Lifeline: Superdry, led by Julian Dunkerton (pictured with wife Jade Holland-Cooper, said it has agreed a new debt facility with Bantry Bay Capital

Superdry will have to pay interest at the ‘SONIA’ benchmark rate plus 7.5 per cent, which is currently almost 11 per cent in total.

Andrew Wade, an analyst at Jefferies, said earnings estimates are “likely to fall next year due to higher interest expenses.”

He added: “It should be taken as a positive that the financing problems have been resolved.”

The rules attached to the new loan, which spell out the performance and other conditions Superdry must meet, also looked relatively lenient, he said.

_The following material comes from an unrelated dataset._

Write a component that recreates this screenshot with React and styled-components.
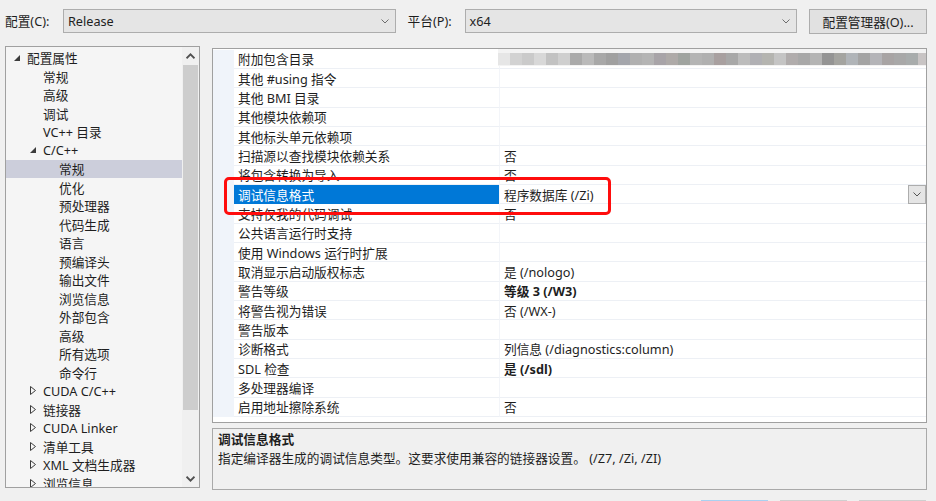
import React from "react";
import styled, { createGlobalStyle } from "styled-components";

const Global = createGlobalStyle`
  html, body { margin: 0; padding: 0; }
  body {
    background: #f0f0f0;
    width: 936px;
    height: 501px;
    overflow: hidden;
    font-family: "Noto Sans", "Noto Sans CJK SC", sans-serif;
    font-size: 12.7px;
    color: #1e1e1e;
  }
  * { box-sizing: border-box; }
`;

const Window = styled.div`
  width: 936px;
  height: 501px;
  display: flex;
  flex-direction: column;
  overflow: hidden;
`;

const TopBar = styled.div`
  height: 42px;
  flex: none;
  display: flex;
  align-items: center;
  padding: 0 9px 0 5px;
`;

const Label = styled.span`
  width: ${(p) => p.$w}px;
  margin-left: ${(p) => p.$ml || 0}px;
  white-space: nowrap;
  line-height: 16px;
`;

const Combo = styled.div`
  width: ${(p) => p.$w}px;
  height: 24px;
  background: #e5e5e5;
  border: 1px solid #adadad;
  display: flex;
  align-items: center;
  justify-content: space-between;
  padding: 0 6px 0 4px;
`;

const Button = styled.div`
  margin-left: 12px;
  width: 118px;
  height: 25px;
  background: #e1e1e1;
  border: 1px solid #adadad;
  display: flex;
  align-items: center;
  justify-content: center;
  white-space: nowrap;
`;

const Main = styled.div`
  flex: none;
  margin-top: 4px;
  display: flex;
  gap: 12px;
  padding-left: 5px;
`;

const Tree = styled.div`
  width: 195px;
  height: 442px;
  border: 1px solid #a0a0a0;
  background: #f5f5f5;
  display: flex;
`;

const TreeList = styled.div`
  flex: 1;
  padding-top: 1.5px;
  overflow: hidden;
`;

const TreeRow = styled.div`
  height: 18.5px;
  display: flex;
  align-items: center;
  padding-left: ${(p) => 8 + 16 * p.$level}px;
  background: ${(p) => (p.$selected ? "#cccedb" : "transparent")};
  white-space: nowrap;
`;

const Twisty = styled.span`
  width: 13px;
  flex: none;
  display: flex;
  align-items: center;
`;

const Scrollbar = styled.div`
  width: 17px;
  flex: none;
  background: #f0f0f0;
  display: flex;
  flex-direction: column;
`;

const ScrollArrow = styled.div`
  height: 17px;
  flex: none;
  display: flex;
  align-items: center;
  justify-content: center;
`;

const ScrollTrack = styled.div`
  flex: 1;
  padding: 1px 1px 0 1px;
`;

const Thumb = styled.div`
  height: 345px;
  background: #cdcdcd;
`;

const RightCol = styled.div`
  width: 715px;
  display: flex;
  flex-direction: column;
`;

const Grid = styled.div`
  position: relative;
  margin-top: 2px;
  height: 375px;
  border: 1px solid #a0a0a0;
  background: #ffffff;
  padding-top: 0.6px;
  overflow: hidden;
`;

const GridRow = styled.div`
  height: 19.35px;
  display: flex;
`;

const Gutter = styled.div`
  width: 21px;
  flex: none;
  background: #f0f4fa;
`;

const NameCell = styled.div`
  width: 265px;
  flex: none;
  padding-left: 4px;
  display: flex;
  align-items: center;
  white-space: nowrap;
  border-bottom: 1px solid ${(p) => (p.$selected ? "#0078d7" : "#edf0f5")};
  background: ${(p) => (p.$selected ? "#0078d7" : "#ffffff")};
  color: ${(p) => (p.$selected ? "#ffffff" : "#1e1e1e")};
`;

const ValueCell = styled.div`
  flex: 1;
  padding-left: 4px;
  display: flex;
  align-items: center;
  justify-content: space-between;
  white-space: nowrap;
  border-left: 1px solid #f3f5f9;
  border-bottom: 1px solid #edf0f5;
  font-weight: ${(p) => (p.$bold ? 700 : 400)};
`;

const DropButton = styled.div`
  align-self: flex-start;
  width: 18px;
  height: 19px;
  background: #e5e5e5;
  border: 1px solid #adadad;
  display: flex;
  align-items: center;
  justify-content: center;
`;

const Highlight = styled.div`
  position: absolute;
  left: 11px;
  top: 128px;
  width: 387px;
  height: 38px;
  border: 3px solid #ff0d0d;
  border-radius: 5px;
  pointer-events: none;
`;

const Mosaic = styled.div`
  position: absolute;
  left: 285px;
  top: -1px;
  right: -1px;
  height: 18px;
  background: #f3f3f3;
  padding-top: 4.5px;
  display: flex;
`;

const MosaicBlock = styled.div`
  width: 12px;
  height: 12.5px;
  flex: none;
`;

const Desc = styled.div`
  margin-top: 5px;
  height: 62px;
  border: 1px solid #a9a9a9;
  background: #f0f0f0;
  padding: 1px 5px 0 5px;
`;

const DescTitle = styled.div`
  font-weight: 700;
  line-height: 19px;
`;

const DescText = styled.div`
  line-height: 19px;
  white-space: nowrap;
`;

const BottomBar = styled.div`
  flex: none;
  margin-top: 10px;
  display: flex;
  justify-content: flex-end;
  gap: 12px;
  padding-right: 10px;
`;

const BottomButton = styled.div`
  width: 67px;
  height: 23px;
  background: ${(p) => (p.$primary ? "#e5f1fb" : "#e1e1e1")};
  border: 1px solid ${(p) => (p.$primary ? "#a9d1f1" : "#cfcfcf")};
`;

const Chevron = ({ up, color = "#6d6d6d", w = 8, h = 5, sw = 1 }) => (
  <svg width={w} height={h} viewBox="0 0 8 5">
    <polyline
      points={up ? "0.5,4.5 4,1 7.5,4.5" : "0.5,0.5 4,4 7.5,0.5"}
      fill="none"
      stroke={color}
      strokeWidth={sw}
    />
  </svg>
);

const Expanded = () => (
  <svg width="6" height="6" viewBox="0 0 6 6">
    <polygon points="6,0 6,6 0,6" fill="#3c3c3c" />
  </svg>
);

const Collapsed = () => (
  <svg width="6" height="9" viewBox="0 0 6 9">
    <polygon points="0.5,0.5 5.5,4.5 0.5,8.5" fill="none" stroke="#3c3c3c" strokeWidth="1" />
  </svg>
);

const treeItems = [
  { t: "配置属性", l: 0, tw: "open" },
  { t: "常规", l: 1 },
  { t: "高级", l: 1 },
  { t: "调试", l: 1 },
  { t: "VC++ 目录", l: 1 },
  { t: "C/C++", l: 1, tw: "open" },
  { t: "常规", l: 2, sel: true },
  { t: "优化", l: 2 },
  { t: "预处理器", l: 2 },
  { t: "代码生成", l: 2 },
  { t: "语言", l: 2 },
  { t: "预编译头", l: 2 },
  { t: "输出文件", l: 2 },
  { t: "浏览信息", l: 2 },
  { t: "外部包含", l: 2 },
  { t: "高级", l: 2 },
  { t: "所有选项", l: 2 },
  { t: "命令行", l: 2 },
  { t: "CUDA C/C++", l: 1, tw: "closed" },
  { t: "链接器", l: 1, tw: "closed" },
  { t: "CUDA Linker", l: 1, tw: "closed" },
  { t: "清单工具", l: 1, tw: "closed" },
  { t: "XML 文档生成器", l: 1, tw: "closed" },
  { t: "浏览信息", l: 1, tw: "closed" },
];

const props = [
  { n: "附加包含目录", v: "" },
  { n: "其他 #using 指令", v: "" },
  { n: "其他 BMI 目录", v: "" },
  { n: "其他模块依赖项", v: "" },
  { n: "其他标头单元依赖项", v: "" },
  { n: "扫描源以查找模块依赖关系", v: "否" },
  { n: "将包含转换为导入", v: "否" },
  { n: "调试信息格式", v: "程序数据库 (/Zi)", sel: true },
  { n: "支持仅我的代码调试", v: "否" },
  { n: "公共语言运行时支持", v: "" },
  { n: "使用 Windows 运行时扩展", v: "" },
  { n: "取消显示启动版权标志", v: "是 (/nologo)" },
  { n: "警告等级", v: "等级 3 (/W3)", b: true },
  { n: "将警告视为错误", v: "否 (/WX-)" },
  { n: "警告版本", v: "" },
  { n: "诊断格式", v: "列信息 (/diagnostics:column)" },
  { n: "SDL 检查", v: "是 (/sdl)", b: true },
  { n: "多处理器编译", v: "" },
  { n: "启用地址擦除系统", v: "否" },
];

const mosaicColors = [
  "#e6e6e6", "#d2d2d2", "#cacaca", "#d8d8d8", "#c2c2c2", "#cfcfcf", "#aaaaaa", "#bababa",
  "#a8a8a8", "#a0a0a0", "#a4a6ac", "#b0b0b0", "#b4b4b4", "#a8a4a8", "#aeaaa8", "#a0a4a0",
  "#b4b4b4", "#b0b0b0", "#a8a0a0", "#a8a8a8", "#bcbcbc", "#b0b0b4", "#b4b4b0", "#c4c4c4",
  "#b0acac", "#a8a8a8", "#b4b4b4", "#949494", "#a4a4a0", "#b0b4b8", "#a4a4a4", "#b4b4b8",
  "#a8a4a4", "#a8a8a8", "#a8acac", "#c8c4c4",
];

export default function App() {
  return (
    <Window>
      <Global />
      <TopBar>
        <Label $w={58}>配置(C):</Label>
        <Combo $w={333}>
          <span>Release</span>
          <Chevron />
        </Combo>
        <Label $w={57} $ml={12}>平台(P):</Label>
        <Combo $w={333}>
          <span>x64</span>
          <Chevron />
        </Combo>
        <Button>配置管理器(O)...</Button>
      </TopBar>
      <Main>
        <Tree>
          <TreeList>
            {treeItems.map((it, i) => (
              <TreeRow key={i} $level={it.l} $selected={it.sel}>
                <Twisty>
                  {it.tw === "open" && <Expanded />}
                  {it.tw === "closed" && <Collapsed />}
                </Twisty>
                {it.t}
              </TreeRow>
            ))}
          </TreeList>
          <Scrollbar>
            <ScrollArrow>
              <Chevron up color="#505050" w={9} h={6} sw={1.6} />
            </ScrollArrow>
            <ScrollTrack>
              <Thumb />
            </ScrollTrack>
            <ScrollArrow>
              <Chevron color="#505050" w={9} h={6} sw={1.6} />
            </ScrollArrow>
          </Scrollbar>
        </Tree>
        <RightCol>
          <Grid>
            {props.map((p, i) => (
              <GridRow key={i}>
                <Gutter />
                <NameCell $selected={p.sel}>{p.n}</NameCell>
                <ValueCell $bold={p.b}>
                  <span>{p.v}</span>
                  {p.sel && (
                    <DropButton>
                      <Chevron color="#555" />
                    </DropButton>
                  )}
                </ValueCell>
              </GridRow>
            ))}
            <Mosaic>
              {mosaicColors.map((c, i) => (
                <MosaicBlock key={i} style={{ background: c }} />
              ))}
            </Mosaic>
            <Highlight />
          </Grid>
          <Desc>
            <DescTitle>调试信息格式</DescTitle>
            <DescText>指定编译器生成的调试信息类型。这要求使用兼容的链接器设置。 (/Z7, /Zi, /ZI)</DescText>
          </Desc>
        </RightCol>
      </Main>
      <BottomBar>
        <BottomButton $primary />
        <BottomButton />
        <BottomButton />
      </BottomBar>
    </Window>
  );
}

It came as Superdry’s sales rose 3.6 percent in the 26 weeks to October 29 compared to the same time last year.

Boss and founder Julian Dunkerton said: ‘It is well documented that conditions are extremely challenging and were not helped by the unseasonably warm weather in October and November.

“However, by combining a great product with affordable prices, we managed to grow sales in the first half.”

He added: “We are under no illusions that consumer confidence is fragile and the picture is unlikely to change anytime soon.

“We are very pleased to have completed our refinancing and this, combined with the continued strengthening of our brand and product, means the business is in good shape as we trade through our important Christmas period.